* _TASK STATEMENT_
Pick out all lines of the entries that include the word "this" and copy them.

* _Records_
=-=-=

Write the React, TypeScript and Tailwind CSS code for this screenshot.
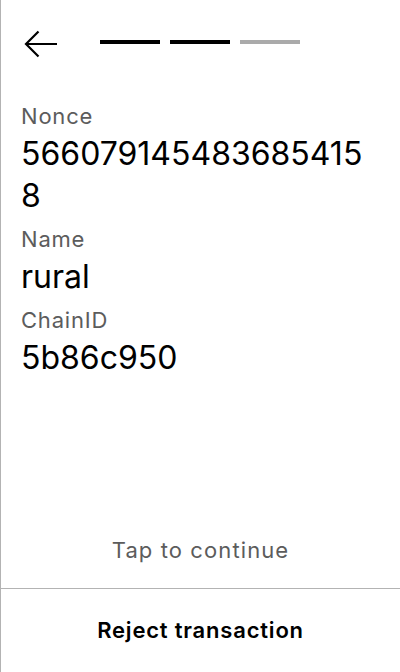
import React from "react";

export default function App() {
  return (
    <div
      className="w-[400px] h-[672px] bg-white border-l border-[#b3b3b3] flex flex-col text-black"
      style={{ fontFamily: "Inter, 'Noto Sans', sans-serif" }}
    >
      <div className="h-[102px] flex items-start pt-[30px] pl-[23px]">
        <svg width="34" height="28" viewBox="0 0 34 28" className="shrink-0">
          <path d="M33 14H2.5M14.5 1.5L2 14l12.5 12.5" fill="none" stroke="#000" strokeWidth="2.2" />
        </svg>
        <div className="flex gap-[10px] ml-[42px] mt-[10px]">
          <div className="w-[60px] h-[4px] bg-black" />
          <div className="w-[60px] h-[4px] bg-black" />
          <div className="w-[60px] h-[4px] bg-[#aaaaaa]" />
        </div>
      </div>
      <div className="px-[20px] flex flex-col">
        <div className="text-[22px] leading-[28px] tracking-[0.8px] text-[#5c5c5c]">Nonce</div>
        <div className="text-[32px] leading-[42px] mt-[3px] break-all">5660791454836854158</div>
        <div className="text-[22px] leading-[28px] tracking-[0.8px] text-[#5c5c5c] mt-[8px]">Name</div>
        <div className="text-[32px] leading-[42px] mt-[3px] break-all">rural</div>
        <div className="text-[22px] leading-[28px] tracking-[0.8px] text-[#5c5c5c] mt-[8px]">ChainID</div>
        <div className="text-[32px] leading-[42px] mt-[3px] break-all">5b86c950</div>
      </div>
      <div className="flex-1" />
      <div className="h-[76px] flex items-center justify-center text-[22px] tracking-[1.1px] text-[#5c5c5c]">Tap to continue</div>
      <div className="h-px bg-[#b3b3b3]" />
      <div className="h-[83px] flex items-center justify-center text-[22px] tracking-[0.8px] font-semibold">Reject transaction</div>
    </div>
  );
}
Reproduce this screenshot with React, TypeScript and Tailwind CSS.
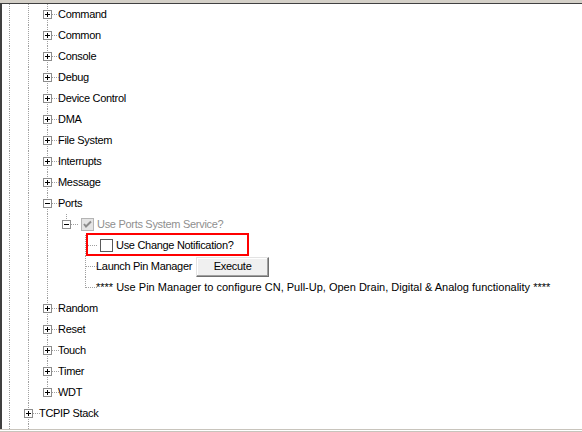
import React from "react";

type Kind = "line" | "tee" | "last" | "empty";

function Box({ sign }: { sign: "+" | "-" }) {
  return (
    <div className="absolute left-[3px] top-[6px] w-[9px] h-[9px] border border-[#8c8c8c] bg-white">
      <div className="absolute left-[1px] top-[3px] w-[5px] h-[1px] bg-black" />
      {sign === "+" && <div className="absolute left-[3px] top-[1px] w-[1px] h-[5px] bg-black" />}
    </div>
  );
}

function Cell({ kind, box }: { kind: Kind; box?: "+" | "-" }) {
  return (
    <div className="relative w-[19px] h-full shrink-0">
      {(kind === "line" || kind === "tee") && (
        <div className="absolute left-[7px] top-0 bottom-0 border-l border-dotted border-[#a0a0a0]" />
      )}
      {kind === "last" && (
        <div className="absolute left-[7px] top-0 h-[11px] border-l border-dotted border-[#a0a0a0]" />
      )}
      {(kind === "tee" || kind === "last") && (
        <div className="absolute left-[7px] right-0 top-[10px] border-t border-dotted border-[#a0a0a0]" />
      )}
      {box && <Box sign={box} />}
    </div>
  );
}

function Label({ children, gray, wide }: { children: React.ReactNode; gray?: boolean; wide?: boolean }) {
  return (
    <span
      className={
        "ml-[-1px] whitespace-nowrap text-[11px] leading-none " +
        (wide ? "tracking-normal " : "tracking-[-0.3px] ") +
        (gray ? "text-[#8f8f8f]" : "text-black")
      }
    >
      {children}
    </span>
  );
}

function Checkbox({ checked, disabled }: { checked?: boolean; disabled?: boolean }) {
  return (
    <div
      className={
        "relative ml-[3px] mr-[4px] w-[13px] h-[13px] shrink-0 border " +
        (disabled ? "border-[#b4b4b4] bg-[#e4e4e4]" : "border-[#5a5a5a] bg-white")
      }
    >
      {checked && (
        <svg className="absolute left-[1px] top-[1px]" width="9" height="9" viewBox="0 0 9 9">
          <path d="M1 4 L3 6.5 L8 1.5" stroke={disabled ? "#8c8c8c" : "#000"} strokeWidth="2" fill="none" />
        </svg>
      )}
    </div>
  );
}

const services = ["Command", "Common", "Console", "Debug", "Device Control", "DMA", "File System", "Interrupts", "Message"];
const after = ["Random", "Reset", "Touch", "Timer", "WDT"];

export default function App() {
  return (
    <div
      className="w-[582px] h-[432px] bg-white flex flex-col overflow-hidden"
      style={{ fontFamily: '"Liberation Sans", Arial, sans-serif' }}
    >
      <div className="h-[3px] bg-[#d4d0c8] shrink-0" />
      <div className="flex-1 flex flex-col border-t border-[#404040] border-l-2 border-l-[#404040]">
        {services.map((s) => (
          <div key={s} className="flex h-[21px] items-center shrink-0">
            <Cell kind="line" />
            <Cell kind="line" />
            <Cell kind="tee" box="+" />
            <Label>{s}</Label>
          </div>
        ))}
        <div className="flex h-[21px] items-center shrink-0">
          <Cell kind="line" />
          <Cell kind="line" />
          <Cell kind="tee" box="-" />
          <Label>Ports</Label>
        </div>
        <div className="flex h-[21px] items-center shrink-0">
          <Cell kind="line" />
          <Cell kind="line" />
          <Cell kind="line" />
          <Cell kind="last" box="-" />
          <Checkbox checked disabled />
          <Label gray>Use Ports System Service?</Label>
        </div>
        <div className="relative flex h-[21px] items-center shrink-0">
          <Cell kind="line" />
          <Cell kind="line" />
          <Cell kind="line" />
          <Cell kind="empty" />
          <Cell kind="tee" />
          <Checkbox />
          <Label>Use Change Notification?</Label>
          <div className="absolute left-[84px] top-[-2px] w-[163px] h-[23px] border-2 border-[#ff0000]" />
        </div>
        <div className="flex h-[21px] items-center shrink-0">
          <Cell kind="line" />
          <Cell kind="line" />
          <Cell kind="line" />
          <Cell kind="empty" />
          <Cell kind="tee" />
          <Label>Launch Pin Manager</Label>
          <button className="ml-[4px] h-[20px] w-[73px] bg-[#f0f0f0] border border-t-[#e3e3e3] border-l-[#e3e3e3] border-r-[#6f6f6f] border-b-[#6f6f6f] shadow-[inset_-1px_-1px_0_#a0a0a0,inset_1px_1px_0_#ffffff] text-[11px] leading-none tracking-[-0.3px] text-black">
            Execute
          </button>
        </div>
        <div className="flex h-[21px] items-center shrink-0">
          <Cell kind="line" />
          <Cell kind="line" />
          <Cell kind="line" />
          <Cell kind="empty" />
          <Cell kind="last" />
          <Label wide>**** Use Pin Manager to configure CN, Pull-Up, Open Drain, Digital &amp; Analog functionality ****</Label>
        </div>
        {after.map((s, i) => (
          <div key={s} className="flex h-[21px] items-center shrink-0">
            <Cell kind="line" />
            <Cell kind="line" />
            <Cell kind={i === after.length - 1 ? "last" : "tee"} box="+" />
            <Label>{s}</Label>
          </div>
        ))}
        <div className="flex h-[21px] items-center shrink-0">
          <Cell kind="line" />
          <Cell kind="tee" box="+" />
          <Label>TCPIP Stack</Label>
        </div>
        <div className="flex flex-1">
          <Cell kind="line" />
          <Cell kind="line" />
        </div>
      </div>
      <div className="h-[1px] bg-[#c8c4bc] shrink-0" />
      <div className="h-[1px] bg-white shrink-0" />
      <div className="h-[1px] bg-[#c8c4bc] shrink-0" />
    </div>
  );
}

=-=-=

* _WRITTEN RESPONSE_
Write the React, TypeScript and Tailwind CSS code for this screenshot.
Reproduce this screenshot with React, TypeScript and Tailwind CSS.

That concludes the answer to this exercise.